Mixed martial arts fighter Chris Weidman during a training session...

Mixed martial arts fighter Chris Weidman during a training session at Ray Longo MMA in Garden City. (Sept. 9, 2010) Credit: James Escher

From the training and ticket requests to the preparations and photo shoots, it's been a wild ride of late for Baldwin's Chris Weidman. Tack that onto just 19 days' notice, and Weidman's Ultimate Fighting Championship debut Thursday will be something to remember.

"This has been the craziest two weeks of my life," said Weidman, a two-time All-American wrestler at both Nassau CC and Hofstra. "Everyone is just so happy for me and wants to congratulate me, but these two weeks have been nothing about sitting around and being happy I'm in the UFC. It's been 100 percent 'I need to win this fight.' It's been a thousand percent focused on a fight like never before."

Weidman, a 26-year-old middleweight, fights veteran Italian striker Alessio Sakara (19-7) on the televised portion of UFC on Versus in Louisville, Ky. Welterweights Diego Sanchez and Martin Kampmann fight in the main event.

Competing mixed martial arts promotions Bellator and Strikeforce extended offers to Weidman (4-0), but he turned them down. He had one goal - and three letters - in mind: UFC.

How Weidman found out about this new life turn is nearly as wild as his past three weeks. He was in a hotel room in New Jersey with training partner Gian Villante, who was making his Strikeforce debut, and ignoring calls from his agent, Ian Parker. Eventually, Weidman picked up his phone. Smart move. Parker was on the other end, waiting to deliver the news of a multifight deal with the UFC to his client.

"Anytime the big show calls, you have to answer," said Matt Serra, Weidman's jiu-jitsu coach and a former UFC welterweight champion. "This is the goal for any up-and-coming MMA fighter."

Weidman earned a name for himself by taking Andre Galvao to overtime at the 2009 Abu Dhabi Combat Club Submission Wrestling World Championship. He steadily improved, winning the middleweight title in Ring of Combat, a well-respected regional promotion, last September and successfully defending it in December.

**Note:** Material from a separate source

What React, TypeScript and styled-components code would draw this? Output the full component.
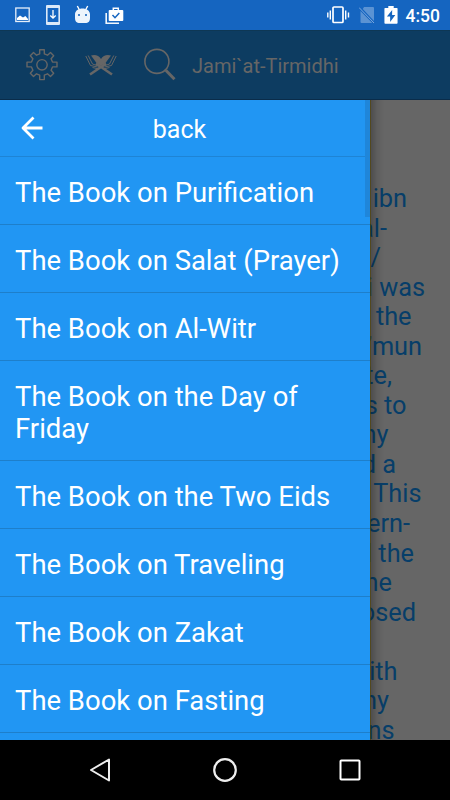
import React from "react";
import styled, { createGlobalStyle } from "styled-components";

const Global = createGlobalStyle`
  *, *::before, *::after { box-sizing: border-box; }
  body { margin: 0; background: #000; font-family: Roboto, "Liberation Sans", sans-serif; }
  svg { display: block; flex: none; }
`;

const Screen = styled.div`
  width: 450px;
  height: 800px;
  display: flex;
  flex-direction: column;
  overflow: hidden;
`;

const StatusBar = styled.header`
  height: 30px;
  flex: none;
  display: flex;
  justify-content: space-between;
  align-items: center;
  padding: 0 10px 0 14px;
  background: #1565c0;
  color: #fff;
`;

const StatusGroup = styled.div<{ $gap: number }>`
  display: flex;
  align-items: center;
  gap: ${(p) => p.$gap}px;
`;

const Clock = styled.span`
  font-size: 17.5px;
  font-weight: 500;
  line-height: 30px;
  padding-top: 1px;
`;

const Toolbar = styled.div`
  height: 70px;
  flex: none;
  display: flex;
  align-items: center;
  padding: 0 0 0 26px;
  gap: 26px;
  color: #666;
  background: #0d3c61;
  box-shadow: inset 0 1px 0 #0e3754, inset 0 -1px 0 #0a2c4a;
`;

const ToolbarTitle = styled.h1`
  margin: 1px 0 0 -12px;
  font-size: 20px;
  font-weight: 400;
  line-height: 24px;
`;

const Main = styled.main`
  position: relative;
  height: 640px;
  flex: none;
  overflow: hidden;
  background: #666;
`;

const Passage = styled.div`
  padding-top: 84px;
  color: #073e69;
  font-size: 25.3px;
  line-height: 29.55px;
`;

const PassageLine = styled.div<{ $end: number }>`
  width: ${(p) => p.$end}px;
  height: 29.55px;
  text-align: right;
  white-space: pre;
`;

const Drawer = styled.nav`
  position: absolute;
  top: 0;
  left: 0;
  width: 370px;
  height: 640px;
  overflow: hidden;
  background: #2196f3;
  color: #fff;
`;

const DrawerShadow = styled.div`
  position: absolute;
  top: 0;
  left: 370px;
  width: 14px;
  height: 640px;
  border-left: 1px solid rgba(75, 60, 0, 0.7);
  background: linear-gradient(90deg, rgba(0, 0, 0, 0.24), rgba(0, 0, 0, 0.08) 50%, transparent);
`;

const DrawerHeader = styled.div`
  height: 57px;
  display: grid;
  grid-template-columns: 44px 1fr 75px;
  align-items: center;
  padding-left: 20px;
  border-bottom: 1px solid #1e84d5;
  font-size: 25px;
  text-align: center;
`;

const DrawerTitle = styled.span`
  padding-top: 2px;
`;

const BookRow = styled.div`
  padding: 20px 15px 15px;
  border-bottom: 1px solid #1e7fca;
  font-size: 27.46px;
  line-height: 32px;
`;

const ScrollThumb = styled.div`
  position: absolute;
  top: 0;
  right: 0;
  width: 5px;
  height: 117px;
  background: #1f86da;
`;

const NavBar = styled.footer`
  height: 60px;
  flex: none;
  display: flex;
  justify-content: space-between;
  align-items: center;
  padding: 0 88px;
  background: #000;
`;

const books = [
  "The Book on Purification",
  "The Book on Salat (Prayer)",
  "The Book on Al-Witr",
  "The Book on the Day of Friday",
  "The Book on the Two Eids",
  "The Book on Traveling",
  "The Book on Zakat",
  "The Book on Fasting",
];

const passage: [string, number][] = [
  ["ibn", 407],
  ["al-", 387],
  ["/", 381],
  ["i was", 425],
  ["the", 411.5],
  ["\u2019mun", 422],
  ["te,", 392],
  ["s to", 406.5],
  ["ny", 388.5],
  ["d a", 396],
  ["This", 421.5],
  ["ern-", 410],
  ["d the", 414],
  ["ne", 392],
  ["osed", 416],
  ["", 400],
  ["ith", 397.5],
  ["ny", 389],
  ["ns", 394.5],
];

const PictureIcon = () => (
  <svg width="17" height="18" viewBox="0 0 17 18">
    <rect x="1.8" y="2" width="13.4" height="13.5" fill="none" stroke="#e6effa" strokeWidth="1.3" />
    <path d="M3 14v-2l3-2.6 3 2 2.4-1.4L14 13v1z" fill="#fff" />
  </svg>
);

const UpdateIcon = () => (
  <svg width="16" height="22" viewBox="0 0 16 22">
    <path fillRule="evenodd" d="M2 1h12q1 0 1 1v18q0 1-1 1H2q-1 0-1-1V2q0-1 1-1zm.6 3v14h10.8V4z" fill="#dce9f8" />
    <path d="M8 6v8M5.3 11.5L8 14.2l2.7-2.7" fill="none" stroke="#fff" strokeWidth="1.3" />
  </svg>
);

const AndroidIcon = () => (
  <svg width="17" height="20" viewBox="0 0 17 20">
    <path d="M3.3 1l2.2 4M13.7 1l-2.2 4" stroke="#fff" strokeWidth="1.4" />
    <path d="M1 9.5C1 1.5 16 1.5 16 9.500v3.5c0 5.500-4 5-7.500 5S1 18.500 1 13z" fill="#edf4fc" />
    <rect x="4" y="9" width="2" height="2" fill="#4584cc" />
    <rect x="11" y="9" width="2" height="2" fill="#4584cc" />
  </svg>
);

const CaseIcon = () => (
  <svg width="19" height="19" viewBox="0 0 19 19">
    <path d="M1.2 7v10.2H14" fill="none" stroke="#f2f7fd" strokeWidth="1.6" />
    <path d="M8.3 4V2.2h5V4" fill="none" stroke="#fff" strokeWidth="1.5" />
    <rect x="3.7" y="4" width="14.6" height="11" rx="1" fill="#fff" />
    <path d="M7.5 9l2.5 2.7 4.3-4.8" fill="none" stroke="#1565c0" strokeWidth="1.5" />
  </svg>
);

const VibrateIcon = () => (
  <svg width="24" height="20" viewBox="0 0 24 20">
    <rect x="6" y="2" width="10" height="15.5" rx="1" fill="none" stroke="#fff" strokeWidth="1.7" />
    <path d="M.8 7.5v5M3.3 5.5v9M18.700 5.5v9M21.500 7.5v5" stroke="#fff" strokeWidth="1.4" />
  </svg>
);

const NoSimIcon = () => (
  <svg width="17" height="20" viewBox="0 0 17 20">
    <path d="M5 2h9q1 0 1 1v13L3.800 4zM1.500 6L13.300 18H2.500q-1 0-1-1z" fill="#5b93d3" />
    <path d="M0 2.500L15 18" stroke="#7ba7dd" strokeWidth="1" />
  </svg>
);

const BatteryIcon = () => (
  <svg width="14" height="20" viewBox="0 0 13 20" preserveAspectRatio="none">
    <path d="M1 3h3V1h5v2h3q.6 0 .6.6V18q0 .8-.8.8H1.2q-.8 0-.8-.8V3.6Q.4 3 1 3z" fill="#fff" />
    <path d="M7.6 5L2.7 11.5h3V17l4.8-7h-3z" fill="#1565c0" />
  </svg>
);

const GearIcon = () => (
  <svg width="32" height="34" viewBox="0 0 32 34" fill="none" stroke="currentColor" strokeWidth="1.4">
    <path
      strokeLinejoin="round"
      d="M13.7 1.8h4.6v4l3.2 1.4 3-2.7 3.2 3.2-2.6 3 1.4 3.4h4.5v4.8h-4.5l-1.4 3.4 2.6 3-3.2 3.2-3-2.7-3.2 1.4v4.4h-4.6v-4.4l-3.2-1.4-3 2.7-3.2-3.2 2.6-3-1.4-3.4H1v-4.8h4.5l1.4-3.4-2.6-3L7.5 4.5l3 2.7 3.2-1.4z"
    />
    <circle cx="16" cy="16.8" r="5.2" />
  </svg>
);

const QuranIcon = () => (
  <svg width="34" height="26" viewBox="0 0 34 26" fill="none" stroke="currentColor">
    <path d="M7 3.5C11 2 15 3.5 17 7c2-3.5 6-5 10-3.5l-5.500 7.500L17 14l-4.500-3z" fill="currentColor" stroke="none" />
    <path d="M4.2 3.5L8.5 12l8.5 3 8.5-3 4.3-8.5M1.8 4L6.5 13.5l7 1.5M32.2 4L27.5 13.5l-7 1.5" strokeWidth="1" />
    <path d="M6 22.5L22 11.5M28 22.5L12 11.5" strokeWidth="2.6" />
    <path d="M8.5 15.5l6.5 1.5M25.5 15.5L19 17" strokeWidth="1" />
  </svg>
);

const SearchIcon = () => (
  <svg width="34" height="34" viewBox="0 0 34 34" fill="none" stroke="currentColor">
    <circle cx="12.9" cy="13.4" r="12" strokeWidth="1.6" />
    <path d="M21 21.5l1.8 1.9" strokeWidth="1.5" />
    <path d="M22 22.5l8.5 8.7" strokeWidth="3" />
  </svg>
);

const BackArrow = () => (
  <svg width="24" height="26" viewBox="0 0 24 26">
    <path d="M13.5 2.5L3 13l10.5 10.5M3 13h19.5" fill="none" stroke="#fff" strokeWidth="2.8" strokeLinejoin="round" />
  </svg>
);

export default function App() {
  return (
    <>
      <Global />
      <Screen>
        <StatusBar>
          <StatusGroup $gap={13.5}>
            <PictureIcon />
            <UpdateIcon />
            <AndroidIcon />
            <CaseIcon />
          </StatusGroup>
          <StatusGroup $gap={8}>
            <VibrateIcon />
            <NoSimIcon />
            <BatteryIcon />
            <Clock>4:50</Clock>
          </StatusGroup>
        </StatusBar>
        <Toolbar>
          <GearIcon />
          <QuranIcon />
          <SearchIcon />
          <ToolbarTitle>Jami`at-Tirmidhi</ToolbarTitle>
        </Toolbar>
        <Main>
          <Passage>
            {passage.map(([text, end], i) => (
              <PassageLine key={i} $end={end}>{text}</PassageLine>
            ))}
          </Passage>
          <DrawerShadow />
          <Drawer>
            <DrawerHeader>
              <BackArrow />
              <DrawerTitle>back</DrawerTitle>
            </DrawerHeader>
            {books.map((book) => (
              <BookRow key={book}>{book}</BookRow>
            ))}
            <ScrollThumb />
          </Drawer>
        </Main>
        <NavBar>
          <svg width="24" height="28" viewBox="0 0 24 28">
            <path d="M3 14L21 3.5v21z" fill="none" stroke="#eee" strokeWidth="2" strokeLinejoin="round" />
          </svg>
          <svg width="26" height="26" viewBox="0 0 26 26">
            <circle cx="13" cy="13" r="10.8" fill="none" stroke="#eee" strokeWidth="2.2" />
          </svg>
          <svg width="24" height="24" viewBox="0 0 24 24">
            <rect x="2.5" y="2.5" width="19" height="19" rx="0.8" fill="none" stroke="#fff" strokeWidth="2" />
          </svg>
        </NavBar>
      </Screen>
    </>
  );
}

But that was the junior varsity. That was selling your own tickets, self-promoting on Facebook and Twitter, coordinating travel arrangements, hoping the Internet broadcaster pronounces your name right. This is the UFC. This is being flown to Louisville, telling friends to buy their own tickets, taping prefight interviews to air in the arena, being on television.

"It was pretty surreal," Weidman said about his prefight interview. "As I was answering some questions, I'm thinking about it and I'm forgetting where I'm at in my question. I'm like, 'Hang on, I have to start over.' It was weird. You got a thousand lights in your face. I got Villante and [Pete] 'Drago' [Sell] over there laughing."